The shiny earrings swaying on Lindauer’s display stand “are dominated by the wire with a bead only there as an accent.” While Ebbesen’s earrings also consist of silver wire and beads, Lindauer’s work has more fine movement. Several pairs have dangling silver stems hanging from small, light-catching beads that swing easily.

Artist and senior Iz Oztat began displaying her work at Ginko two years ago. Oztat began working with metal as a student in a course focusing on traditional Turkish art forms. Continuing her training with a Serbian master in New York, Oztat combined her refined “metal work with other materials, such as felt, glass and silk.”

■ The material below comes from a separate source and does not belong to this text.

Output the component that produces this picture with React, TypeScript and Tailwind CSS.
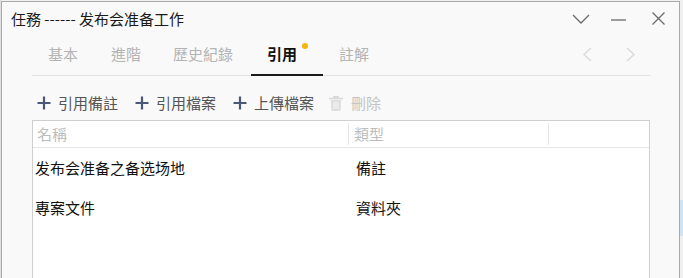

The innovative mix of elements allows Oztat to produce symbolic pieces that are one-of-a-kind. “I am inspired by cultures that use body decoration as a source of empowerment,” she said. “I make talismans to protect the human body, to acknowledge its vulnerability and to actualize its potential to communicate.”

Oztat prefers to use homemade materials, melting and working her own metals. Upon graduating this May, she plans to return home to Turkey and “start a women’s collective where we make both jewelry and objects for everyday life inspired by the crafts of the region (Aegean).”

Presently owned by Liz Burgess (OC ’73), Ginko Art Gallery has been open for about a decade. Originally founded by Burgess, Kathleen Van Meter and Sharon Denslow, Burgess continues to follow the original mindset. “Everything we sell must be made by an individual or a very small studio.” This sentiment supports artists struggling to compete with larger studios who may have only a few people working for them.

Behind the gallery sit several studios in which local artists work. Sue Copeland Jones (OC ’70) works with surface design. Starting with white cloth, Jones uses various techniques such as dying, painting and silk-screening to pattern the fabric. Previous editor of Oberlin’s alumni magazine Linda Grashoff now works with photography, printing photographs on fabric and accentuating with stitching, rust and more. Other artists, such as Nancy Garver and Ted Nowixk, work in quilting, dying and painting.

Burgess specialized in health care prior to discovering a passion for art. In earlier years, she painted and silk-screened scarves. Gorgeous floral patterns adorn these scarves, with diverse smatterings of colors.

Currently, Burgess is working with “driftwood and indigo.” Her pieces “use Shibori techniques on wood,” she said. Silk thread is wrapped around a piece of wood that is then dyed with indigo. After becoming saturated with the dye, the thread is removed, leaving a specific pattern behind.

Burgess’ latest project, however, developed into a full-scale production. Under a highly monitored situation, Burgess raised her own silk worms, documenting their growth process with photographs. Eventually, the worms left their spun cocoons somewhere on a piece of indigo-dyed wood. The end result is a lovely darkened knobby branch with soft, white cocoons randomly scattered in its niches.

The gallery displays a number of items, including stained wooden switch covers, lamp-worked glass pendants, stools decorated with hand-painted pistachio shells, Origami foil earrings, sparkling pottery, hand-woven cards and patterned garments. In addition to providing a professional space for artists to display and sell their work, the gallery also houses special exhibits. May 21 until July 26, a show titled “Fragmentary Moments,” will display mixed media collages by artist Reid Wood.